I've looked through the discussion of imprisonment
http://shkrobius.livejournal.com/307987.htmland I realized that there is an aspect of it that needs more comment.
As I observed in the post, the Mosaic Law does not regard imprisonment as a persmissible mode of punishment. One can rationalize this rejection in terms of violation of the unalienable right of liberty, as I did it in the post, but there is another consideration. The Mosaic Law is retributive rather than consequentialist.
...Retributivism is the notion that punishment is justified only on the ground that wrongdoing merits punishment. It is morally fitting that a person who does wrong should suffer in proportion to his wrongdoing. That a criminal should be punished follows from his guilt, and the severity of the appropriate punishment depends on the depravity of the act. The state of affairs where a wrongdoer suffers punishment is morally better than one where he does not, and is so irrespective of consequences. It is a theory that justifies punishment not because of its good consequences, but solely “because people deserve it.”

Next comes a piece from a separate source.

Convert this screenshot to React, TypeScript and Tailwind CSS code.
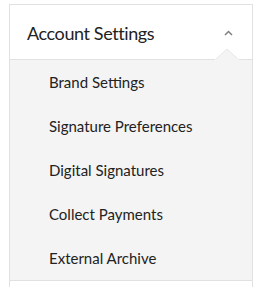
import React from "react";

const items = [
  "Brand Settings",
  "Signature Preferences",
  "Digital Signatures",
  "Collect Payments",
  "External Archive",
];

export default function App() {
  return (
    <div
      className="w-[253px] h-[287px] bg-white overflow-hidden"
      style={{ fontFamily: "Lato, 'Open Sans', sans-serif" }}
    >
      <div className="ml-[9px] mt-[4px] h-[283px] border-l border-r border-t border-[#e1e1e1] flex flex-col">
        <div className="relative h-[55px] border-b border-[#e1e1e1] flex items-center justify-between pl-[17px] pr-[19px]">
          <span className="text-[18px] tracking-[-0.4px] text-[#222222] leading-none mt-[1px]">Account Settings</span>
          <svg width="9" height="6" viewBox="0 0 9 6" className="mt-[1px]">
            <path d="M1 5 L4.5 1.5 L8 5" fill="none" stroke="#808080" strokeWidth="1.5" />
          </svg>
          <svg
            width="24"
            height="12"
            viewBox="0 0 24 12"
            className="absolute right-[13px] bottom-[-1px]"
          >
            <polygon points="0,12 12,1 24,12" fill="#f4f4f4" stroke="#e6e6e6" strokeWidth="1" />
            <rect x="0" y="11" width="24" height="1" fill="#f4f4f4" />
          </svg>
        </div>
        <div className="bg-[#f4f4f4] border-b border-[#e1e1e1] flex flex-col">
          {items.map((t) => (
            <div key={t} className="h-[44px] flex items-center pl-[39px] text-[15px] text-[#222222]">
              {t}
            </div>
          ))}
        </div>
      </div>
    </div>
  );
}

I share this view of justice (placing myself in a company of Kant and Hegel, among many others). From this standpoint, imprisonment is wrong on two counts. The first is that this mode of punishment is not paying in kind (unless the crime is kidnapping). The second is that it is delivered piecemeal:
...The implicit assumption pervading punishment theory is that if inflicting a sentence of punishment is justified, then inflicting a constituent part of that punishment must also be justified. But under retributivism, which justifies only punishments that are deserved and proportional to the crime, this assumption is false. Suppose that an offender is convicted of a serious crime in a jurisdiction that has adopted a retributivist punishment scheme and receives a sentence of no less than twenty-years imprisonment (or, alternatively, a sentence ranging from twenty to twenty-five years of imprisonment). Suppose further that under retributivism, (no less than) twenty-years imprisonment is the offender’s proportional and deserved punishment. After serving, say, five years of her sentence, the prisoner objects that she is being unjustly punished: “I understand that I may deserve twenty-years imprisonment as my proportional punishment under retributivism, but what I have received thus far-five-years imprisonment-is neither deserved nor is proportional to the crime I committed. Under retributivism, I should not have to suffer what I do not deserve in order that I may be given what I perhaps do deserve. Since my punishment thus far is, and will continue to be (prior to serving the full twenty years), undeserved, disproportional, and unjustified, then according to retributivism’s own principles, I must immediately be released from prison.”
http://moritzlaw.osu.edu/lawjournal/issues/volume66/number2/christopher.pdf Outrageous as this claim may seem, the logic is completely solid (read the paper).
...If the (lower limit of a) proportional and deserved punishment for an offender’s crime is X time in prison, then punishment of part of X will necessarily be disproportional, undeserved, and unjustified. Since X cannot be inflicted without first inflicting a part of X, the inability to justify a part of X precludes the ability to justify X as well. As a result, such theories or schemes of punishment are unable to justify the infliction of any temporal term of imprisonment for any offender or offense. Neither the leading theoretical account of punishment nor the consensus approach utilized in sentencing codes and guidelines is able to justify the most important mode of punishment for serious offenses-temporal terms of imprisonment. Without a solution to this difficulty, consequentialist considerations must inform the determination of any lower limit of the degree of punishment for any given offense.
Imprisonment is utilitarian throughout; it cannot be any other way. It is incompatible with retributive justice, on principle. I freely admit that I do not know what mode of punishment can replace imprisonment in the modern world. It is quite possible that penal colonies/transportation are no longer practicable, as I've been told by the commenters. But what's wrong is wrong, and no practical considerations make it right. The idea of locking people up that was produced by this head is wrong.